I've never been good in a group.
I'm good one on one, or even one on two. Oddly enough, I have no problem being in front of a large group either. What intimidates the heck out of me is a group of about 4-10. Especially 4-10 other women.
I think I'll chalk it up to a slight attention deficit disorder.
It's the same reason that I don't like to play Phase 10. By the time it's my turn, I've totally lost interest.
In my defense, I do have some pretty interesting stuff kicking around in my head lately. Ever since Layne gave me a Kindle, I've been reading like mad. On my sister's recommendation, I started reading some James Rollins books-- kind of like Dan Brown, but he combines a lot of science in with history and action.
These books triggered a desire to learn more about physics, and, thanks to my magic Kindle (and Layne's Amazon account), Ta-Da! suddenly I'm learning all about quantum theory, relativity and superstring theory.
It reminds me of reading in Portuguese.
Instead of reading 2-3 pages a minute like usual, I am now trying to understand The Elegant Universe by Briane Greene. Luckily, Kindle has a dictionary built in, so when I don't understand a word (such as quixotic, gluon, or tau-neutrino), I just highlight it and presto! Definition at my fingertips.
FYI-- quixotic is a very cool word which means "exceedingly idealistic, unrealistic and impractical." I.e. My plan to lose 25 pounds in 3 months is a quixotic dream.)
Back to the group thing. I found myself sitting around recently with a bunch of 7 or 8 friends. Sometimes there were 2 or 3 conversations going at the same time, and sometimes everyone was talking about the same thing. It was all hard for me to follow.
And then all of the gluons and neutrinos and muons and such started dancing around in my brain and I swear I had an out of body experience. In watching the complex ebbs and flows of the group dynamic, I think I came up with my own Unified Theory of Everything. Well, not of everything. Just of women.
Everyone wanted to be heard. Everyone wanted to be understood. This force, like the strong force that keeps particles united into molecules, kept everyone tied together. Just like with particles, there were also certain emotional forces, not unlike electromagnetism, which repel us from each other and try to push us apart. However, the over-arching, Holy Grail is string theory-- which essentially says that everything is made up of strings-- and the resonant pattern of the string's vibrations determine what it is-- be it part of a bar of gold, part of a brain cell, or part of a supernova star.
In other words, at the core, we are all made of the same stuff-- just vibrating in different frequencies. To simplify even further, we are more alike than we are different.

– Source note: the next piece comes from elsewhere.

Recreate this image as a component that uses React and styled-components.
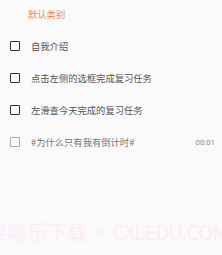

I don't know why that mattered to me-- but when I re-entered reality and applied the idea to the conversations I heard going on around me-- you know the ones all groups of women will eventually revert to such as child birth, mothers-in-law, and shoe shopping-- I realized that we are all the same.
Our experiences may be different, but at the core, what we really need (if not want) is to feel peace, love and acceptance. Our methods of seeking that nirvana are all different, but somehow sitting around talking about everything and nothing at once validates us all.
To my friends, I hope that me sitting in the corner didn't come off arrogant or like I was mad. I apologize for retreating into my own crazy head-- Little did you know that the conversation you were having was providing me with my own little glimpse of the Elegant Universe.
Of women, that is.
6 comments:
Well DANG that was some weekend! Here I thought it was movies and shoe shopping, but finding meaning to the workings of the universe!!! I like the way you think. :)
huh? jk. I now know where your 'happy place' is when you zone out. I prefer thinking about the beach! anywho... thanks for it all, you're the bomb.
thanks...for this post. really. i know that i had the same experience as i was sitting around with some friends, thinking and feeling the same way!
xoxo
it's all about acceptance, love, and understanding....
Amen sista'! Good times!
Whoa.
Too deep.
When I zone out I think of gourmet cupcakes.
That's what I always loved about you the depth that we could go in conversation. Remember all those Sunday afternoon talks in the MTC? I miss you. We nee to talk more.
P.s.
my word verification to the post is "distable" is that a variation of unstable? how did the computer know just how distable my life is these days?